Under good conditions it can cook meals surprisingly fast.
It's one of the most efficient solar cooking systems available.
12. Sunflair Portable Solar Oven
Lightweight.
Foldable.
Simple.
The Sunflair is particularly attractive for preparedness because it packs down easily while still allowing genuine cooking capability.
Again, the fuel is free.
That's hard to beat.
The Long Game: Making Your Own Fuel
Most preparedness plans focus on stored fuel.
Few focus on producing fuel.
That's where things get interesting.
13. Home Biogas Digester Systems
This is one of the most fascinating preparedness technologies available.
A biodigester converts:
- Food waste
- Animal manure
- Almost any organic waste
Into methane gas suitable for cooking with a natural gas/LP modified stove.
Think about that.
Your garbage becomes fuel.
Your livestock waste becomes fuel.
Your kitchen scraps become fuel.
For long-term homesteading, few systems offer more sustainability.

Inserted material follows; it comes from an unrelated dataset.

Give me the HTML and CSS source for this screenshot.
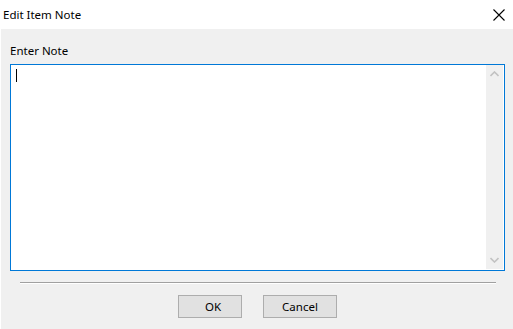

The upfront investment isn't cheap.
But neither is relying forever on fuel deliveries that may never arrive.
Building a Layered Cooking Strategy
The biggest mistake people make is buying one solution and calling it a plan.
As I always say preparedness requires layers.
Bic lighters.
Ferro rods.
Waterproof matches.
Wood stoves.
Camp stoves.
Solar ovens.
Dutch ovens.
Biogas systems.
Each covers a weakness in another.
Because eventually something will fail.
Fuel runs out.
Weather changes.
Equipment breaks.
Redundancy is what keeps you eating, keeps you and your family alive.
When people imagine survival, they often think about stockpiling food, or ammo.
In reality, cooking it is frequently the bigger challenge.
Food storage is important.
Water is critical.
But the ability to make fire and turn raw ingredients into safe, edible meals sits right at the center of human survival.
Civilization may be only a few missed meals away from panic.
Preparedness is making sure those missed meals never happen.
When the grid goes down, the people who planned ahead won't be staring at a pantry full of uncooked food.
They'll be deciding whether they're baking bread in a Dutch oven, boiling coffee on a wood stove, or letting the sun cook dinner for them.